Blue Ribbon Report Calls For City-Wide Policy To Raise Standards In Grocery Industry
Los Angeles – A Blue Ribbon Commission, convened by the Alliance for Healthy and Responsible Grocery Stores, released a report this morning urging City leaders to take charge in remedying a growing divide in how the grocery industry treats underserved and affluent communities. The Commission, comprised of leaders from the political, development, health and faith communities, gleaned its findings from public testimony taken at a May hearing, where community residents, industry experts, academics, workers and clergy described a looming grocery crisis in Los Angeles. To view the entire report, go to www.la.goodgrocerystores.com.
The Commission offers several recommendations to city and grocery industry leaders, including a direct challenge to generate a policy creating uniform standards for grocery operations in Los Angeles. "What is consistently clear, the deeper you look, is that this city can ill afford to sit idly by as this highly dynamic industry evolves in increasingly inequitable ways," contends Reverend Norman Copeland, Presiding Elder of the African Methodist Episcopal Church of Southern California. "The stakes are too high for there not to be some city-wide standards."
Additional recommendations for city leaders include identifying new incentives – as well as building on existing ones – to draw more grocery chains to underserved communities. The Commissioners suggest, however, that those incentives be tied to quality of service standards. To industry leaders, the Commissioners recommend engaging more aggressively with community stakeholders. They also challenge grocery chains to increase store access in underserved neighborhoods and to increase health care affordability for workers.
According to Blue Ribbon Commissioner Jackie Goldberg, a former California Assemblywoman and L.A. City Councilwoman, these recommendations are just the beginning: "Together, we´re going to push for action on these recommendations – and we´re going to continue pushing until we see real progress." Illustrating this point, members of the Alliance and the Commission followed up today´s press conference by driving to City Hall and hand-delivering the report to City Council offices.
The Commission based its recommendations on findings showing that underserved communities are suffering the consequences of grocery industry "red-lining" on myriad levels. For example, testimony showed that not only are underserved neighborhoods becoming "food deserts,´" (a term often used to describe neighborhoods that have no full-service grocery stores within a half square-mile of their center), but that even in those low-income communities where major chains have opened, the quality and depth of their food and services is discernibly lower than in stores in more affluent neighborhoods. The cumulative effect, according to the report, is that residents, families and kids in those communities suffer from disproportionately high rates of diet-related health problems. Former teacher, Alex Reza, underscored this point during testimony: "In my 30 years as a teacher in Mission Hills, I saw children impacted by second-class food options. Study after study shows that children deprived of healthy food choices are less prepared for school."

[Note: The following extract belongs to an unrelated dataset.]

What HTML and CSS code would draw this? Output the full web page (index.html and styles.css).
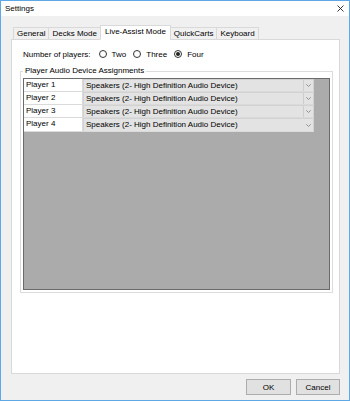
FILE: index.html
```html
<!DOCTYPE html>
<html lang="en">
<head>
    <meta charset="UTF-8">
    <title>Settings</title>
    <link rel="stylesheet" href="styles.css">
</head>
<body>
    <div class="window">
        <div class="titlebar">
            <span class="title">Settings</span>
            <svg class="close" width="7" height="7" viewBox="0 0 7 7">
                <path d="M0.5 0.5L6.5 6.5M6.5 0.5L0.5 6.5" stroke="#222" stroke-width="0.9" fill="none"/>
            </svg>
        </div>
        <div class="client">
            <div class="tabs">
                <div class="tab">General</div>
                <div class="tab">Decks Mode</div>
                <div class="tab selected">Live-Assist Mode</div>
                <div class="tab">QuickCarts</div>
                <div class="tab">Keyboard</div>
            </div>
            <div class="panel">
                <div class="players-row">
                    <span>Number of players:</span>
                    <label class="radio"><span class="circle"></span>Two</label>
                    <label class="radio"><span class="circle"></span>Three</label>
                    <label class="radio"><span class="circle checked"></span>Four</label>
                </div>
                <fieldset class="group">
                    <legend>Player Audio Device Assignments</legend>
                    <div class="grid">
                        <!-- one row per player -->
                        <div class="grid-row">
                            <div class="name">Player 1</div>
                            <div class="combo">
                                <span class="combo-text">Speakers (2- High Definition Audio Device)</span>
                                <span class="combo-arrow"><svg width="5" height="3" viewBox="0 0 5 3"><path d="M0.3 0.3L2.5 2.5L4.7 0.3" stroke="#8a8a8a" stroke-width="0.9" fill="none"/></svg></span>
                            </div>
                        </div>
                        <div class="grid-row">
                            <div class="name">Player 2</div>
                            <div class="combo">
                                <span class="combo-text">Speakers (2- High Definition Audio Device)</span>
                                <span class="combo-arrow"><svg width="5" height="3" viewBox="0 0 5 3"><path d="M0.3 0.3L2.5 2.5L4.7 0.3" stroke="#8a8a8a" stroke-width="0.9" fill="none"/></svg></span>
                            </div>
                        </div>
                        <div class="grid-row">
                            <div class="name">Player 3</div>
                            <div class="combo">
                                <span class="combo-text">Speakers (2- High Definition Audio Device)</span>
                                <span class="combo-arrow"><svg width="5" height="3" viewBox="0 0 5 3"><path d="M0.3 0.3L2.5 2.5L4.7 0.3" stroke="#8a8a8a" stroke-width="0.9" fill="none"/></svg></span>
                            </div>
                        </div>
                        <div class="grid-row last">
                            <div class="name">Player 4</div>
                            <div class="combo plain">
                                <span class="combo-text">Speakers (2- High Definition Audio Device)</span>
                                <span class="combo-arrow"><svg width="5" height="3" viewBox="0 0 5 3"><path d="M0.3 0.3L2.5 2.5L4.7 0.3" stroke="#8a8a8a" stroke-width="0.9" fill="none"/></svg></span>
                            </div>
                        </div>
                    </div>
                </fieldset>
            </div>
            <div class="buttons">
                <button class="btn ok">OK</button>
                <button class="btn cancel">Cancel</button>
            </div>
        </div>
    </div>
</body>
</html>
```

FILE: styles.css
```css
body {
    margin: 0;
    font-family: "Liberation Sans", Arial, sans-serif;
    font-size: 8px;
    color: #000;
}
.window {
    width: 350px;
    height: 401px;
    box-sizing: border-box;
    border: 1px solid #5ea8e6;
    display: flex;
    flex-direction: column;
    background: #f0f0f0;
}
.titlebar {
    height: 15px;
    flex: none;
    background: #fff;
    display: flex;
    align-items: center;
    justify-content: space-between;
    padding: 0 5px 0 4px;
}
.client {
    flex: 1;
    display: flex;
    flex-direction: column;
    padding: 9px 9px 5px 10px;
    min-height: 0;
}

/* tabs */
.tabs {
    display: flex;
    align-items: flex-end;
    height: 15px;
    margin-left: 2px;
    margin-bottom: -1px;
    position: relative;
    z-index: 1;
}
.tab {
    height: 11px;
    line-height: 11px;
    padding: 0 3px;
    border: 1px solid #d9d9d9;
    background: #f0f0f0;
    margin-left: -1px;
    white-space: nowrap;
}
.tab:first-child {
    margin-left: 0;
}
.tab.selected {
    height: 13px;
    line-height: 12px;
    padding: 0 4px;
    background: #fff;
    border-bottom-color: #fff;
}

.panel {
    flex: 1;
    background: #fff;
    border: 1px solid #d9d9d9;
    padding: 8px 6px 0 8px;
}
.players-row {
    display: flex;
    align-items: center;
    height: 12px;
    padding-left: 3px;
}
.radio {
    display: flex;
    align-items: center;
    margin-left: 8px;
}
.radio + .radio {
    margin-left: 7px;
}
.circle {
    width: 6px;
    height: 6px;
    border: 1px solid #333;
    border-radius: 50%;
    margin-right: 5px;
    display: flex;
    align-items: center;
    justify-content: center;
}
.circle.checked::after {
    content: "";
    width: 4px;
    height: 4px;
    border-radius: 50%;
    background: #222;
}

/* group box */
.group {
    margin: 6px 0 0 0;
    padding: 2px;
    border: 1px solid #dcdcdc;
}
.group legend {
    padding: 0 2px;
    line-height: 10px;
}
.grid {
    height: 210px;
    border: 1px solid #6b6b6b;
    background: #ababab;
}
.grid-row {
    display: flex;
    height: 12px;
    border-bottom: 1px solid #dadada;
    width: 290px;
}
.grid-row.last {
    height: 13px;
}
.name {
    width: 56px;
    padding-left: 2px;
    background: #fff;
    border-right: 1px solid #dadada;
    line-height: 12px;
}
.combo {
    width: 231px;
    box-sizing: border-box;
    display: flex;
    background: #e3e3e3;
    border: 1px solid #d2d2d2;
    border-bottom: none;
}
.combo-text {
    flex: 1;
    padding-left: 2px;
    line-height: 11px;
}
.combo-arrow {
    width: 9px;
    display: flex;
    align-items: center;
    justify-content: center;
    border-left: 1px solid #cdcdcd;
}
.combo.plain .combo-arrow {
    border-left: none;
}

/* dialog buttons */
.buttons {
    display: flex;
    justify-content: flex-end;
    gap: 5px;
    margin-top: 5px;
    flex: none;
}
.btn {
    height: 16px;
    padding: 0;
    font-family: "Liberation Sans", Arial, sans-serif;
    font-size: 8px;
    color: #000;
    background: #e1e1e1;
    border: 1px solid #adadad;
}
.btn.ok {
    width: 45px;
}
.btn.cancel {
    width: 44px;
}
```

Commissioners also found during testimony that consumers in "food desert" communities have much less opportunity to buy environmentally-friendly products. For example, according to research contributed by student organizations at UCLA and USC, stores in South and East L.A. and the Northeast San Fernando Valley are less likely than stores in West L.A. to sell recycled paper products or organic or locally-sourced products. "Our communities deserve the same environmental standards that wealthier neighborhoods receive and we want the opportunity to make environmentally responsible choices. I can have an individual impact by recycling and buying food that hasn´t been flown thousands of miles. However, we can only do this if the option is available to us," said Nury Martinez, in written testimony to the Commission. Martinez is the Mayor of San Fernando and Executive Director of Pacoima Beautiful, an organization dedicated to environmental justice in the city of Pacoima.
The report also found that because most stores in "food desert" communities are independently-owned and non-union, their workers are paid less and afforded less training. Consequently, according to the findings, those communities end up suffering not only from limited access to quality, full-service stores, but also from the absence of what has historically been a stimulus industry for neighborhoods and the diminished professional standards that come with non-union stores.
"These findings truly illustrate a tale of two cities," says Elliott Petty, Retail Analyst for the Los Angeles Alliance for a New Economy (LAANE), a member organization of the Alliance. "Most people know that major chain grocery stores have red-lined low-income communities for decades. However, these findings flesh out the fact that the lack of access is compounded by the resulting poor job quality, environmental standards and professional standards in the stores that do exist."
The Alliance for Healthy and Responsible Grocery Stores, a city-wide coalition of 25 community, faith-based, labor, and environmental organizations, first convened this Blue Ribbon Commission in early 2007. At that hearing, the Commission addressed the damaging effects of both the Southern California grocery chains´ "two-tier" contract and the chronic absence of quality grocery stores in underserved, "food desert" communities. A new contract has since led to the dismantling of the "two-tier" system for workers.
The Alliance, which includes many of the same organizations that defeated Wal-Mart in Inglewood in 2004, is also currently engaged in a campaign to bring TESCO´s Fresh & Easy to the negotiating table for a Community Benefits Agreement (CBA) in conjunction with its Southern California expansion.